STATED GOAL:
Quote every line as written. Omit pictures.

DATASET CONTENT:
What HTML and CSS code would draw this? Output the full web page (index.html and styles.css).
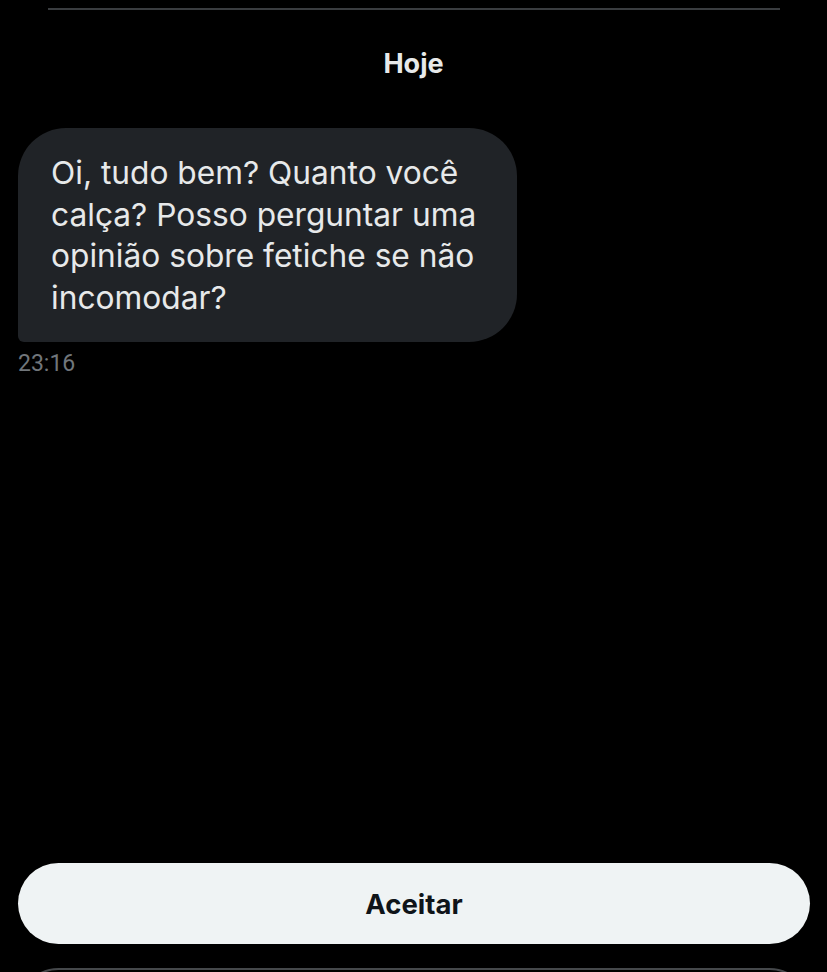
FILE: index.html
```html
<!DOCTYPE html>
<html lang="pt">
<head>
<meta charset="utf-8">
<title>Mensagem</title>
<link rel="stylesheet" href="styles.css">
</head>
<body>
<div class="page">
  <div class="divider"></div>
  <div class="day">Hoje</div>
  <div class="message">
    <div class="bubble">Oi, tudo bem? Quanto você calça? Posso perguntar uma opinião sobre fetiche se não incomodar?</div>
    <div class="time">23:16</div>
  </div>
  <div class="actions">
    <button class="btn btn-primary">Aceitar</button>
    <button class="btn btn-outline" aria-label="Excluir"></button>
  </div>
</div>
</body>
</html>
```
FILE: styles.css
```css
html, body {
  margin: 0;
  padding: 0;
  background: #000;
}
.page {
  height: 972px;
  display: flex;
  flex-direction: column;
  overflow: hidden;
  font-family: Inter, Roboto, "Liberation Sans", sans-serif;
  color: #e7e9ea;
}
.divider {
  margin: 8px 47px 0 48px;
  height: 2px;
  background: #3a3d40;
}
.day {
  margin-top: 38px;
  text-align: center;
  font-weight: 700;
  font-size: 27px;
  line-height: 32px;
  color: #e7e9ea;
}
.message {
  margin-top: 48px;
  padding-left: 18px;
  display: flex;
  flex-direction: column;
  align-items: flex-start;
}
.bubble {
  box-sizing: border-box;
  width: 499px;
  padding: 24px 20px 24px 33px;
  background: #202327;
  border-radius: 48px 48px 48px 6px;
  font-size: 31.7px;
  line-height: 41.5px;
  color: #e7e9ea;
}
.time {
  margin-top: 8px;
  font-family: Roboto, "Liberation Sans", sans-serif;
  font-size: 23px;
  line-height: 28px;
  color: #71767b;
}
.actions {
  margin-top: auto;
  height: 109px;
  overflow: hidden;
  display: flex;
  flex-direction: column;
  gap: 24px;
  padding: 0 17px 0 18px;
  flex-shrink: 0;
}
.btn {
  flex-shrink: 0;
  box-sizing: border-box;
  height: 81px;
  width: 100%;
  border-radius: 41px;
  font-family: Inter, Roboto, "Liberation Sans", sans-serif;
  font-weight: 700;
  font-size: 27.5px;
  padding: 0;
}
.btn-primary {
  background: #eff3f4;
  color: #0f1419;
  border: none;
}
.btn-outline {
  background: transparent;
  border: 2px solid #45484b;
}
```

RIGHT ANSWER:
What HTML and CSS code would draw this? Output the full web page (index.html and styles.css).
FILE: index.html
```html
<!DOCTYPE html>
<html lang="pt">
<head>
<meta charset="utf-8">
<title>Mensagem</title>
<link rel="stylesheet" href="styles.css">
</head>
<body>
<div class="page">
  <div class="divider"></div>
  <div class="day">Hoje</div>
  <div class="message">
    <div class="bubble">Oi, tudo bem? Quanto você calça? Posso perguntar uma opinião sobre fetiche se não incomodar?</div>
    <div class="time">23:16</div>
  </div>
  <div class="actions">
    <button class="btn btn-primary">Aceitar</button>
    <button class="btn btn-outline" aria-label="Excluir"></button>
  </div>
</div>
</body>
</html>
```
FILE: styles.css
```css
html, body {
  margin: 0;
  padding: 0;
  background: #000;
}
.page {
  height: 972px;
  display: flex;
  flex-direction: column;
  overflow: hidden;
  font-family: Inter, Roboto, "Liberation Sans", sans-serif;
  color: #e7e9ea;
}
.divider {
  margin: 8px 47px 0 48px;
  height: 2px;
  background: #3a3d40;
}
.day {
  margin-top: 38px;
  text-align: center;
  font-weight: 700;
  font-size: 27px;
  line-height: 32px;
  color: #e7e9ea;
}
.message {
  margin-top: 48px;
  padding-left: 18px;
  display: flex;
  flex-direction: column;
  align-items: flex-start;
}
.bubble {
  box-sizing: border-box;
  width: 499px;
  padding: 24px 20px 24px 33px;
  background: #202327;
  border-radius: 48px 48px 48px 6px;
  font-size: 31.7px;
  line-height: 41.5px;
  color: #e7e9ea;
}
.time {
  margin-top: 8px;
  font-family: Roboto, "Liberation Sans", sans-serif;
  font-size: 23px;
  line-height: 28px;
  color: #71767b;
}
.actions {
  margin-top: auto;
  height: 109px;
  overflow: hidden;
  display: flex;
  flex-direction: column;
  gap: 24px;
  padding: 0 17px 0 18px;
  flex-shrink: 0;
}
.btn {
  flex-shrink: 0;
  box-sizing: border-box;
  height: 81px;
  width: 100%;
  border-radius: 41px;
  font-family: Inter, Roboto, "Liberation Sans", sans-serif;
  font-weight: 700;
  font-size: 27.5px;
  padding: 0;
}
.btn-primary {
  background: #eff3f4;
  color: #0f1419;
  border: none;
}
.btn-outline {
  background: transparent;
  border: 2px solid #45484b;
}
```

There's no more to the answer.